Transcribe every entry word for word, but skip the images.

**Listed entries**:

<<<<

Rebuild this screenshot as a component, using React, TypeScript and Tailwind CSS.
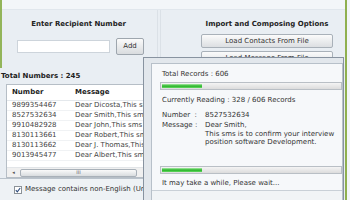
import React from "react";

const rows: [string, string][] = [
  ["9899354467", "Dear Dicosta,This sms is to confirm"],
  ["8527532634", "Dear Smith,This sms is to confirm"],
  ["9910482928", "Dear John,This sms is to confirm"],
  ["8130113661", "Dear Robert,This sms is to confirm"],
  ["8130113662", "Dear J. Thomas,This sms is to confirm"],
  ["9013945477", "Dear Albert,This sms is to confirm"],
];

function Bar({ fill }: { fill: number }) {
  return (
    <div className="h-[8px] w-[182px] border border-[#b9bfc5] bg-linear-to-b from-[#f4f4f4] to-[#dcdcdc] p-[1px]">
      <div
        className="h-full bg-linear-to-b from-[#a6eea6] via-[#1eb21e] to-[#62d862]"
        style={{ width: fill }}
      />
    </div>
  );
}

export default function App() {
  return (
    <div className="relative flex h-[200px] w-[350px] overflow-hidden bg-[#e9eef3] font-['DejaVu_Sans',sans-serif] text-[7px] leading-[9px] text-[#333]">
      <div className="flex w-[345px] shrink-0 flex-col">
        <div className="h-[10px] border-b border-[#e1e7ed] bg-[#f3f6f9]" />
        <div className="flex flex-1">
          {/* left panel */}
          <div className="flex w-[158px] shrink-0 flex-col border-r border-[#dbe1e7]">
            <div className="mt-[10px] text-center font-bold text-[#222]">Enter Recipient Number</div>
            <div className="mt-[9px] flex h-[17px] items-center">
              <div className="ml-[17px] h-[13px] w-[93px] shrink-0 border border-[#cdd4db] bg-white" />
              <div className="ml-[6px] flex h-[17px] w-[28px] shrink-0 items-center justify-center rounded-[2px] border border-[#9ea6ae] bg-linear-to-b from-[#fbfbfb] to-[#d9dcdf] text-[#333]">
                Add
              </div>
            </div>
            <div className="mt-[16px] pl-[1px] font-bold leading-[10px] text-[#222]">Total Numbers : 245</div>
            <div className="ml-[6px] mt-[3px] flex h-[94px] w-[148px] flex-col overflow-hidden border border-[#b6bec6] bg-white">
              <div className="flex h-[16px] shrink-0 items-center border-b border-[#e4e8ec] font-bold text-[#222]">
                <div className="w-[68px] shrink-0 pl-[5px]">Number</div>
                <div className="shrink-0">Message</div>
              </div>
              {rows.map(([n, m]) => (
                <div key={n} className="flex h-[10px] shrink-0 items-center whitespace-nowrap border-b border-[#f0f2f4] text-[#444]">
                  <div className="w-[68px] shrink-0 pl-[5px]">{n}</div>
                  <div className="shrink-0">{m}</div>
                </div>
              ))}
              <div className="mt-auto flex h-[10px] shrink-0 items-center border-t border-[#e2e5e8] bg-[#f0f0f0]">
                <div className="flex w-[13px] shrink-0 items-center justify-center text-[5px] text-[#555]">◂</div>
                <div className="flex h-[8px] w-[117px] shrink-0 items-center justify-center rounded-[2px] border border-[#a9b1b9] bg-linear-to-b from-[#fafafa] to-[#d8dcdf] text-[5px] leading-[5px] text-[#666]">
                  III
                </div>
              </div>
            </div>
            <div className="flex flex-1 items-center border-t border-[#b9c2cb] bg-[#eef2f5] pl-[14px]">
              <div className="flex h-[8px] w-[8px] shrink-0 items-center justify-center border border-[#8b9298] bg-white">
                <svg width="6" height="6" viewBox="0 0 6 6">
                  <path d="M0.8 3.2 L2.3 4.8 L5.2 1" stroke="#2b4a7a" strokeWidth="1.1" fill="none" />
                </svg>
              </div>
              <div className="ml-[3px] shrink-0 whitespace-nowrap">Message contains non-English (Unicode) characters</div>
            </div>
          </div>
          {/* right panel */}
          <div className="ml-[2px] flex flex-1 flex-col border-l border-[#dbe1e7]">
            <div className="ml-[40px] flex w-[132px] flex-col">
              <div className="mt-[10px] whitespace-nowrap text-center font-bold text-[#222]">Import and Composing Options</div>
              <div className="mt-[5px] flex h-[14px] items-center justify-center rounded-[2px] border border-[#a9b1b9] bg-linear-to-b from-[#fbfbfb] to-[#dcdfe2]">
                Load Contacts From File
              </div>
              <div className="mt-[3px] flex h-[14px] items-center justify-center rounded-[2px] border border-[#a9b1b9] bg-linear-to-b from-[#fbfbfb] to-[#dcdfe2]">
                Load Message From File
              </div>
            </div>
          </div>
        </div>
      </div>
      <div className="w-[2px] shrink-0 bg-[#8fb04f]" />
      <div className="flex-1 bg-[#f2f5f8]" />

      {/* left window edge */}
      <div className="absolute left-0 top-0 h-[68px] w-[2px] bg-[#93b55a]" />

      {/* progress dialog */}
      <div className="absolute left-[143px] top-[57px] h-[150px] w-[201px] border border-[#8893a0] bg-[#e2e7ec] pl-[7px] pt-[5px]">
        <div className="flex h-[140px] flex-col border border-[#b7c0c9] bg-[#f6f8fa] pl-[8px]">
          <div className="ml-[2px] mt-[5px] leading-[10px]">Total Records : 606</div>
          <div className="mt-[3px]">
            <Bar fill={40} />
          </div>
          <div className="ml-[2px] mt-[5px] leading-[10px]">Currently Reading : 328 / 606 Records</div>
          <div className="ml-[2px] mt-[5px] flex leading-[10px]">
            <div className="w-[43px] shrink-0 whitespace-pre">Number  :</div>
            <div className="shrink-0">8527532634</div>
          </div>
          <div className="ml-[2px] mt-[1px] flex leading-[8.5px]">
            <div className="w-[43px] shrink-0 whitespace-pre">Message :</div>
            <div className="shrink-0">
              <div>Dear Smith,</div>
              <div>This sms is to confirm your interview</div>
              <div>position software Development.</div>
            </div>
          </div>
          <div className="mt-[19px]">
            <Bar fill={40} />
          </div>
          <div className="ml-[2px] mt-[4px] leading-[10px]">It may take a while, Please wait...</div>
          <div className="-ml-[8px] mt-[2px] flex-1 border-t border-[#c9d0d7] bg-[#f1f4f6]" />
        </div>
      </div>
    </div>
  );
}
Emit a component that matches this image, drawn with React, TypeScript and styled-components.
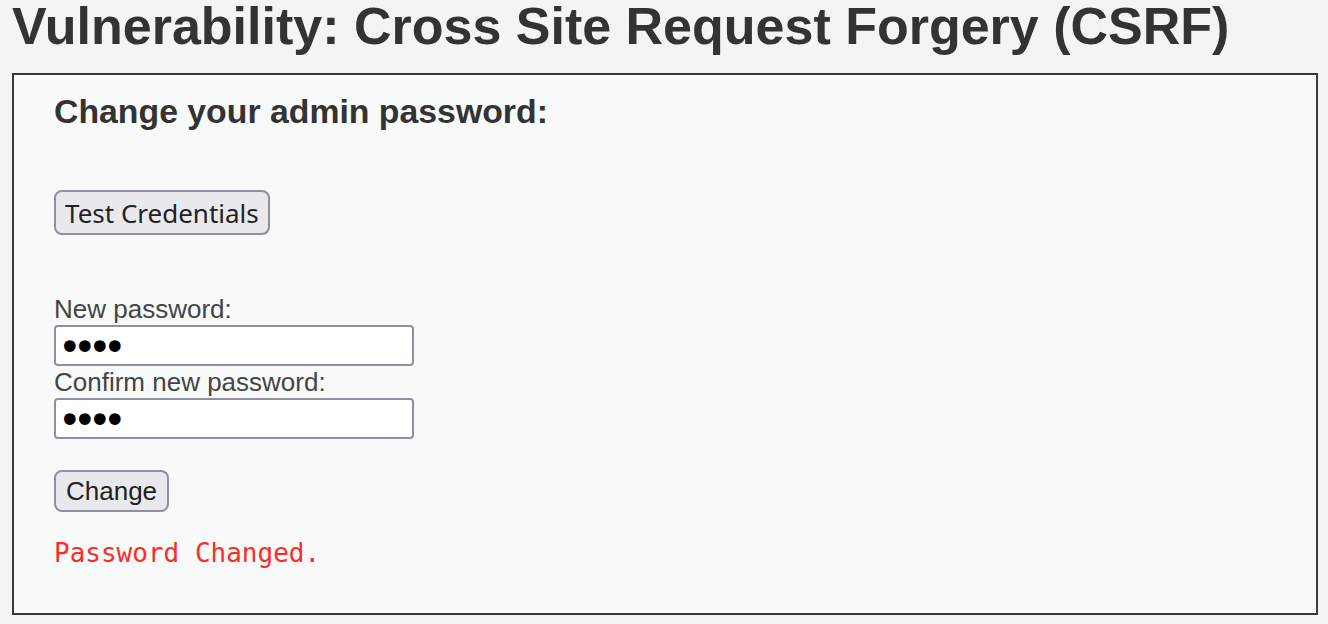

>>>>

**Expected answer**:
Rebuild this screenshot as a component, using React, TypeScript and Tailwind CSS.
import React from "react";

const rows: [string, string][] = [
  ["9899354467", "Dear Dicosta,This sms is to confirm"],
  ["8527532634", "Dear Smith,This sms is to confirm"],
  ["9910482928", "Dear John,This sms is to confirm"],
  ["8130113661", "Dear Robert,This sms is to confirm"],
  ["8130113662", "Dear J. Thomas,This sms is to confirm"],
  ["9013945477", "Dear Albert,This sms is to confirm"],
];

function Bar({ fill }: { fill: number }) {
  return (
    <div className="h-[8px] w-[182px] border border-[#b9bfc5] bg-linear-to-b from-[#f4f4f4] to-[#dcdcdc] p-[1px]">
      <div
        className="h-full bg-linear-to-b from-[#a6eea6] via-[#1eb21e] to-[#62d862]"
        style={{ width: fill }}
      />
    </div>
  );
}

export default function App() {
  return (
    <div className="relative flex h-[200px] w-[350px] overflow-hidden bg-[#e9eef3] font-['DejaVu_Sans',sans-serif] text-[7px] leading-[9px] text-[#333]">
      <div className="flex w-[345px] shrink-0 flex-col">
        <div className="h-[10px] border-b border-[#e1e7ed] bg-[#f3f6f9]" />
        <div className="flex flex-1">
          {/* left panel */}
          <div className="flex w-[158px] shrink-0 flex-col border-r border-[#dbe1e7]">
            <div className="mt-[10px] text-center font-bold text-[#222]">Enter Recipient Number</div>
            <div className="mt-[9px] flex h-[17px] items-center">
              <div className="ml-[17px] h-[13px] w-[93px] shrink-0 border border-[#cdd4db] bg-white" />
              <div className="ml-[6px] flex h-[17px] w-[28px] shrink-0 items-center justify-center rounded-[2px] border border-[#9ea6ae] bg-linear-to-b from-[#fbfbfb] to-[#d9dcdf] text-[#333]">
                Add
              </div>
            </div>
            <div className="mt-[16px] pl-[1px] font-bold leading-[10px] text-[#222]">Total Numbers : 245</div>
            <div className="ml-[6px] mt-[3px] flex h-[94px] w-[148px] flex-col overflow-hidden border border-[#b6bec6] bg-white">
              <div className="flex h-[16px] shrink-0 items-center border-b border-[#e4e8ec] font-bold text-[#222]">
                <div className="w-[68px] shrink-0 pl-[5px]">Number</div>
                <div className="shrink-0">Message</div>
              </div>
              {rows.map(([n, m]) => (
                <div key={n} className="flex h-[10px] shrink-0 items-center whitespace-nowrap border-b border-[#f0f2f4] text-[#444]">
                  <div className="w-[68px] shrink-0 pl-[5px]">{n}</div>
                  <div className="shrink-0">{m}</div>
                </div>
              ))}
              <div className="mt-auto flex h-[10px] shrink-0 items-center border-t border-[#e2e5e8] bg-[#f0f0f0]">
                <div className="flex w-[13px] shrink-0 items-center justify-center text-[5px] text-[#555]">◂</div>
                <div className="flex h-[8px] w-[117px] shrink-0 items-center justify-center rounded-[2px] border border-[#a9b1b9] bg-linear-to-b from-[#fafafa] to-[#d8dcdf] text-[5px] leading-[5px] text-[#666]">
                  III
                </div>
              </div>
            </div>
            <div className="flex flex-1 items-center border-t border-[#b9c2cb] bg-[#eef2f5] pl-[14px]">
              <div className="flex h-[8px] w-[8px] shrink-0 items-center justify-center border border-[#8b9298] bg-white">
                <svg width="6" height="6" viewBox="0 0 6 6">
                  <path d="M0.8 3.2 L2.3 4.8 L5.2 1" stroke="#2b4a7a" strokeWidth="1.1" fill="none" />
                </svg>
              </div>
              <div className="ml-[3px] shrink-0 whitespace-nowrap">Message contains non-English (Unicode) characters</div>
            </div>
          </div>
          {/* right panel */}
          <div className="ml-[2px] flex flex-1 flex-col border-l border-[#dbe1e7]">
            <div className="ml-[40px] flex w-[132px] flex-col">
              <div className="mt-[10px] whitespace-nowrap text-center font-bold text-[#222]">Import and Composing Options</div>
              <div className="mt-[5px] flex h-[14px] items-center justify-center rounded-[2px] border border-[#a9b1b9] bg-linear-to-b from-[#fbfbfb] to-[#dcdfe2]">
                Load Contacts From File
              </div>
              <div className="mt-[3px] flex h-[14px] items-center justify-center rounded-[2px] border border-[#a9b1b9] bg-linear-to-b from-[#fbfbfb] to-[#dcdfe2]">
                Load Message From File
              </div>
            </div>
          </div>
        </div>
      </div>
      <div className="w-[2px] shrink-0 bg-[#8fb04f]" />
      <div className="flex-1 bg-[#f2f5f8]" />

      {/* left window edge */}
      <div className="absolute left-0 top-0 h-[68px] w-[2px] bg-[#93b55a]" />

      {/* progress dialog */}
      <div className="absolute left-[143px] top-[57px] h-[150px] w-[201px] border border-[#8893a0] bg-[#e2e7ec] pl-[7px] pt-[5px]">
        <div className="flex h-[140px] flex-col border border-[#b7c0c9] bg-[#f6f8fa] pl-[8px]">
          <div className="ml-[2px] mt-[5px] leading-[10px]">Total Records : 606</div>
          <div className="mt-[3px]">
            <Bar fill={40} />
          </div>
          <div className="ml-[2px] mt-[5px] leading-[10px]">Currently Reading : 328 / 606 Records</div>
          <div className="ml-[2px] mt-[5px] flex leading-[10px]">
            <div className="w-[43px] shrink-0 whitespace-pre">Number  :</div>
            <div className="shrink-0">8527532634</div>
          </div>
          <div className="ml-[2px] mt-[1px] flex leading-[8.5px]">
            <div className="w-[43px] shrink-0 whitespace-pre">Message :</div>
            <div className="shrink-0">
              <div>Dear Smith,</div>
              <div>This sms is to confirm your interview</div>
              <div>position software Development.</div>
            </div>
          </div>
          <div className="mt-[19px]">
            <Bar fill={40} />
          </div>
          <div className="ml-[2px] mt-[4px] leading-[10px]">It may take a while, Please wait...</div>
          <div className="-ml-[8px] mt-[2px] flex-1 border-t border-[#c9d0d7] bg-[#f1f4f6]" />
        </div>
      </div>
    </div>
  );
}
Emit a component that matches this image, drawn with React, TypeScript and styled-components.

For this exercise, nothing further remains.